Lo stesso san Pio X è stato bersaglio di attacchi, per non parlare di Pio XII, Giovanni Paolo II e Benedetto XVI, che quando erano ancora vivi subivano di tutto: articoli feroci, processi mediatici, disprezzo aperto, anche da teologi “di casa”.
Eppure, non mi sembra che nessuno abbia mai detto che fosse “contrario alla fede cattolica” criticare quei papi.
Non si capisce perché solo Jorge Mario Bergoglio debba essere sottratto a ogni forma di critica.
È una logica che nulla ha di cattolico e molto di idolatrico.
Lo ha espresso con chiarezza anche don Lorenzo Milani.
Una cosa non è vera perché l’ha detta il papa.
È vera se è conforme alla fede cattolica.
E questo don Milani lo spiegava benissimo nel suo scritto Un muro di foglio e d’incenso, dove rivendicava esplicitamente la legittimità delle critiche ai vescovi, se e quando si allontanano dalla verità del Vangelo e del catechismo. E allora viene spontaneo chiedersi: quando è don Milani a criticare i vescovi, va bene; è profetico e illuminato. Quando invece sono altri a farlo, magari richiamandosi alla dottrina cattolica di sempre, allora diventa fanatismo, odio, integralismo?
Una coerenza a corrente alternata, che nulla ha a che vedere con il cattolicesimo, e molto invece con il conformismo ideologico del nostro tempo.
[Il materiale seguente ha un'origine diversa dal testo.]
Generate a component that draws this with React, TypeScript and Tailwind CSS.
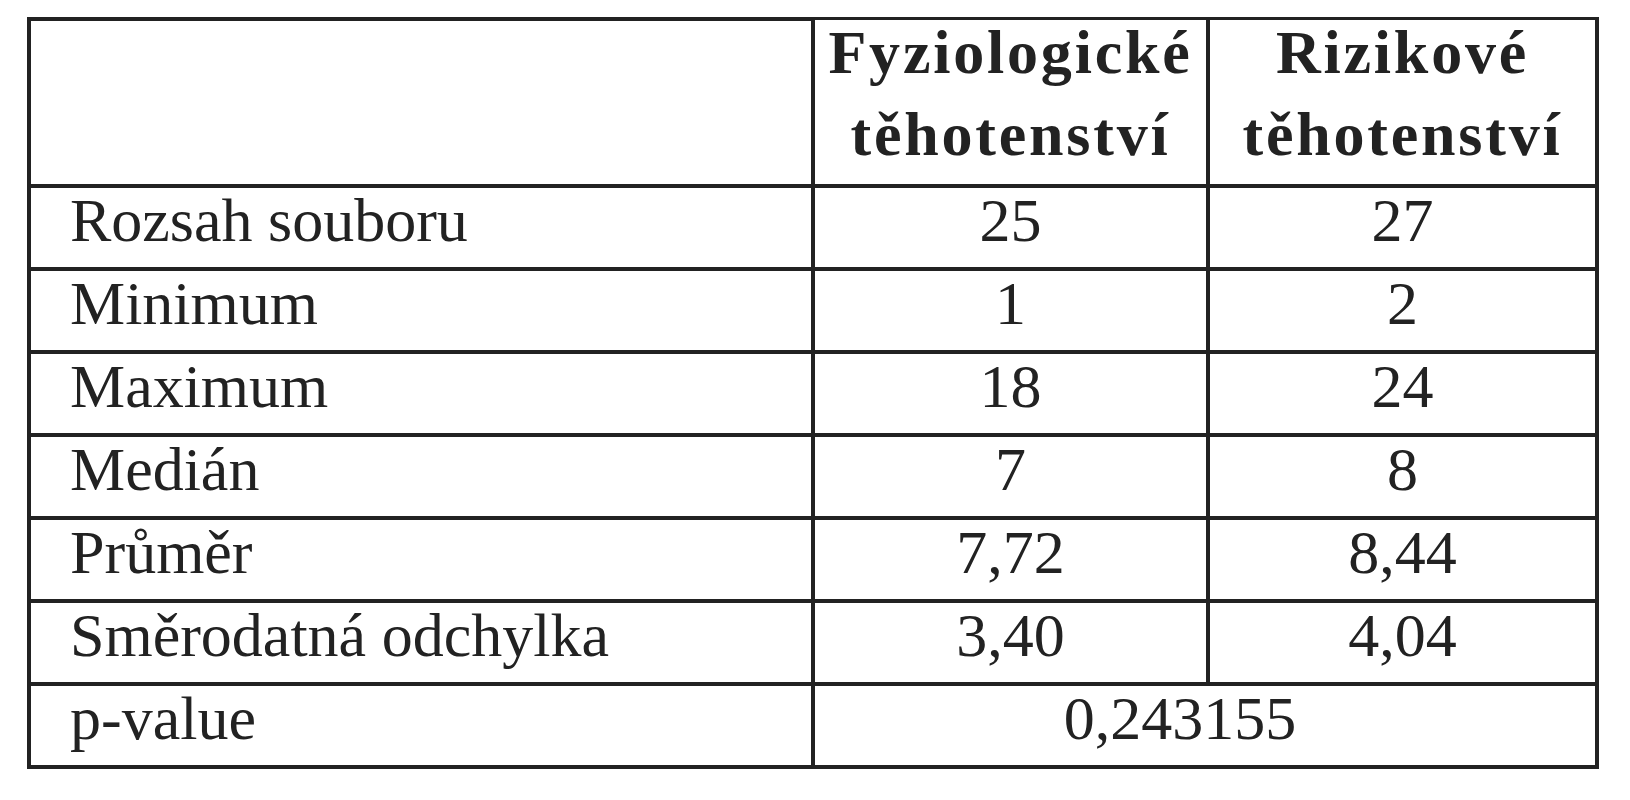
const rows: { label: string; a: string; b: string }[] = [
  { label: "Rozsah souboru", a: "25", b: "27" },
  { label: "Minimum", a: "1", b: "2" },
  { label: "Maximum", a: "18", b: "24" },
  { label: "Medián", a: "7", b: "8" },
  { label: "Průměr", a: "7,72", b: "8,44" },
  { label: "Směrodatná odchylka", a: "3,40", b: "4,04" },
];

const cell = "bg-white text-[62px] leading-[62px] pt-[1px]";
const head = "bg-white text-center text-[62px] font-bold leading-[64px] tracking-[2.8px] -mt-[1px]";

export default function App() {
  return (
    <div
      className="min-h-screen bg-white pl-[27px] pt-[17px] text-[#222]"
      style={{ fontFamily: '"Liberation Serif", "DejaVu Serif", serif' }}
    >
      <div className="grid w-[1572px] grid-cols-[780px_391px_385px] grid-rows-[163px_repeat(7,79px)] gap-[4px] bg-[#222] p-[4px]">
        {/* Header */}
        <div className="bg-white" />
        <div className={head}>
          <div>Fyziologické</div>
          <div className="mt-[18px]">těhotenství</div>
        </div>
        <div className={head}>
          <div>Rizikové</div>
          <div className="mt-[18px]">těhotenství</div>
        </div>

        {/* Body */}
        {rows.map((r) => (
          <div key={r.label} className="contents">
            <div className={`${cell} pl-[39px]`}>{r.label}</div>
            <div className={`${cell} text-center`}>{r.a}</div>
            <div className={`${cell} text-center`}>{r.b}</div>
          </div>
        ))}

        {/* p-value */}
        <div className={`${cell} pl-[39px]`}>p-value</div>
        <div className={`${cell} col-span-2 pr-[50px] text-center`}>0,243155</div>
      </div>
    </div>
  );
}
Ecco perché io, come laico cattolico, come uomo di cultura, come educatore e come cittadino, ho il diritto – e il dovere – di dire la verità, anche se è scomoda. E se questa verità chiama in causa Jorge Mario Bergoglio per i suoi errori, per le sue ambiguità dottrinali, per i suoi gesti scandalosi, io non tacerò. Né davanti alla sua morte, né davanti alle sue contraddizioni. Di fronte alla sua morte, ho detto esplicitamente che solo Dio è giudice di ogni anima e ho pregato perché Nostro Signore mostri il suo volto misericordioso verso di lui. Vuole contestare anche questo? Crede che Bergoglio non debba rendere conto come tutti a Dio?
Non ho paura di chi cerca di delegittimare con l’insulto, con il discredito, con la demonizzazione.
Ho parlato, e continuerò a parlare. Perché la verità non ha bisogno del permesso di nessuno, tantomeno degli intolleranti paladini della tolleranza.